Makes about as much sense as anything.
March 23, 2017 at 9:49am
March 23, 2017 at 9:49am
Something I wrote July 9, 2008 that's probably posted here somewhere or a dead link....

I often drive by Brett Favre's Green Bay home. The other day, I noticed a landscaping crew caring for a nicely manicured lawn. My son asks as we drive by, who is the Packer's new quarterback? 'Rodgers. Aaron Rodgers,' I pronounce slowly. My son is seven. 'Do you think we could stop sometime and ask Brett Favre for his autograph?' I tell him it's not likely.

We never saw Favre outside the house during training camps or the regular season. Now that he's retired, we watch to see if a realtor sticks a sign in the ground. He likely can afford to keep the home anyway, and it probably comes in handy for his trips to and from Green Bay. He still has the upcoming Packer Hall of Fame dinner to attend. I had told my son about this, prompting yet another request to have a chance encounter with this person he hears so much about but has only briefly seen play.

No, the only time someone I knew had reported seeing Brett outside his Green Bay home was early on a Tuesday morning after the second or third game of the season. He was playing with his hunting dog, probably a beagle in the yard. My wife knows his neighbor who told her he had the dog flown up from Mississippi because he missed his hunting companion. The dog apparently wasn't content in Green Bay, and wound up back in Kiln during the season.

It must have been a lonely year. An old dog was learning new tricks, it seemed, hearing how Favre had to relearn his footwork from McCarthy. He apparently spent more time watching film and had to put in more time preparing for games. He likely paid a toll. He seemed to run out of gas in that playoff game against the Giants. A lot of people commented that wasn't like him, to just tank like that in a cold weather game. Others said, that's what they've come to expect from him in recent years. To choke. I wonder how that has been sitting with Brett.

He said he was retired. Now he wants to unretire. It's hard to figure out what led to all this. Did he feel obligated to give Ted Thompson and Mike McCarthy and the Packer organization a decision on another year and decided too early? Did he start to doubt himself after the way the Giants game panned out? He was that close to the Super Bowl again and maybe after the season he just decided he couldn't do it again. But then, wait. He's had some time now. Maybe, he's reconsidered what he has left and what he can still accomplish.

But it's likely the employer and not the employee that complicates the decision. The old dog that learned new tricks might feel he still has some more tricks in the bag. Is Thompson too stubborn to let Favre go out or come back on his own terms? Perhaps, he wants to make Favre jump through those hoops knowing he can wear the old quarterback down. Take the fun out of the game so he'll want to retire, so Thompson can look ahead with Rodgers and the future of the organization. Why in such a hurry?

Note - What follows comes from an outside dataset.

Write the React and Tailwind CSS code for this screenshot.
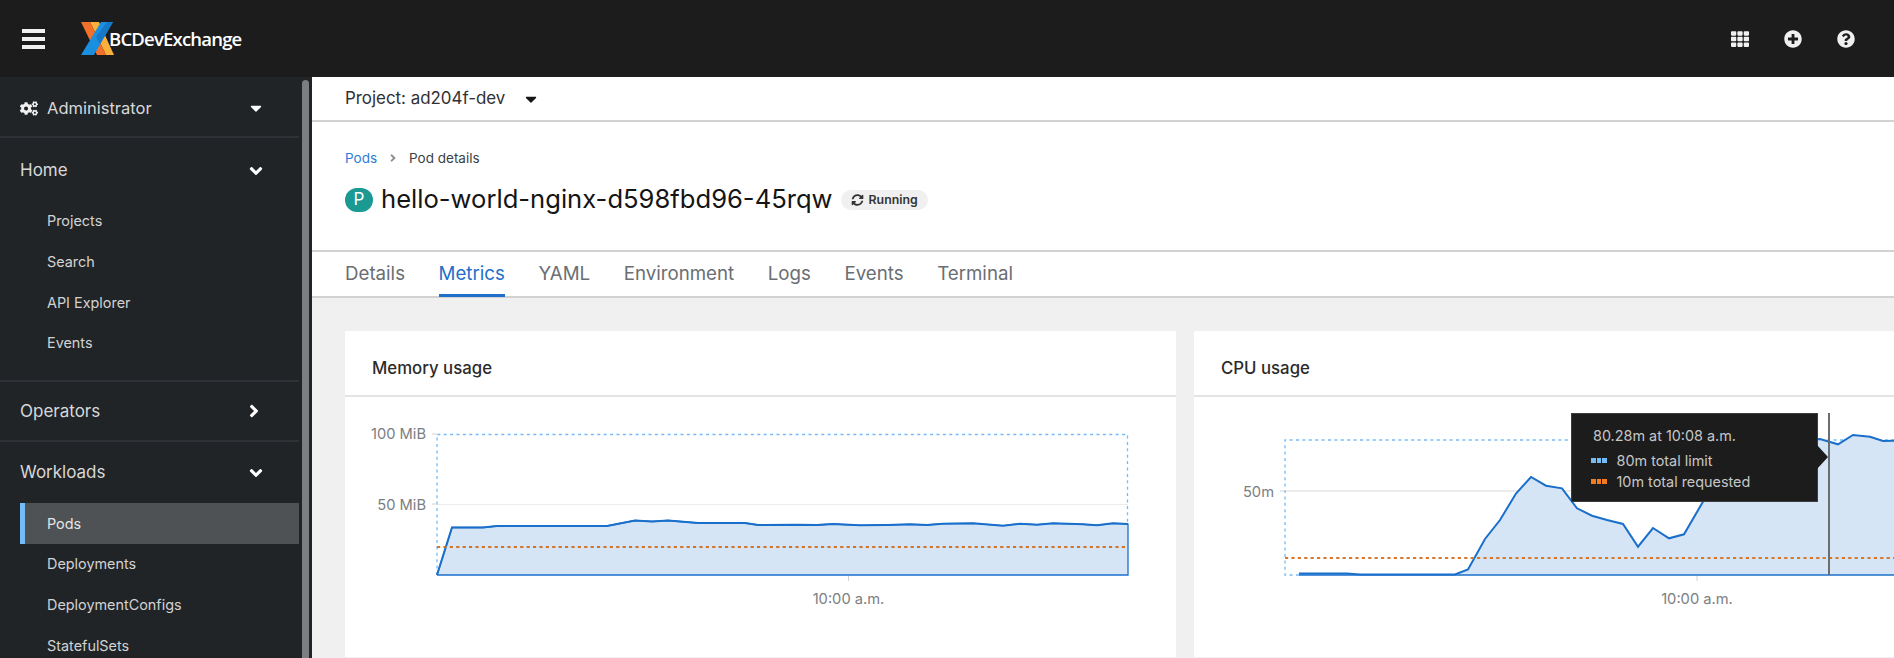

It seemed they rushed a Favre retirement ceremony by making it the first game of this season. That puts a lot of pressure on Rodgers who would have to begin a new era. The rumors that Thompson wouldn't return a text message from Favre is being aired in the media. It makes me wonder who puts that information out there and for what reasons. Is Thompson being portrayed as indifferent to the star quarterback, to perhaps reveal what many may suspect? Has he been trying to shed the most beloved player in franchise history? Is Thompson really stonewalling last year's MVP in a world without Tom Brady?

A shareholders meeting is around the corner and Favre is scheduled to make a presentation on behalf of Frank Winters at the Packer Hall of Fame dinner. A lot has to happen in a short time, or this could become a messy divorce. And Packers fans might feel like helpless offspring watching their parents feud. Uniquely, the team is owned by shareholders, giving fans greater voice. Does this turn up the heat on Thompson to play his cards right? Because, it appears, now Favre and his camp are forcing his hand.

I think the Packer's may have been trying to nudge and now shove Favre out of the picture. And last season didn't show that he could still play? Isn't the team better with him rather than with that other guy? Who has been injured more, ironically it's Rodgers who's missed games while Favre was the starter. Of course, the Packers are better with Favre. And, doesn't he fire up those players, doesn't he lead? What is Thompson afraid of here? That Favre will show up? Why?

Brett Favre is money. You could say he generates more revenue for the organization, brings more attention to the franchise, and gives you a better shot at winning another title. Favre worked extra hard and took your team that close to the Super Bowl, and you stood by to watch him explode from carrying that enormous burden on his back? And now you, the Packer organization, want to call him a yo-yo too wishy-washy to know what he wants. If Favre had the appropriate time, he would have said he'd play again. And now, like some speculated, he will be back to play because he can. Ted Thompson, you have to do the right thing.

You can say it's Favre's fault you wasted two draft picks on quarterbacks. But, everything happens for a reason. Maybe, the ironman who's never missed a game could ironically go down in a heap. It just adds to the story, the legend, whatever happens. Don't give him the bum's rush. But if this is all a ploy by both sides to help Favre find a warmer environment so you won't have to explain a parting of ways to fans, shame on you all.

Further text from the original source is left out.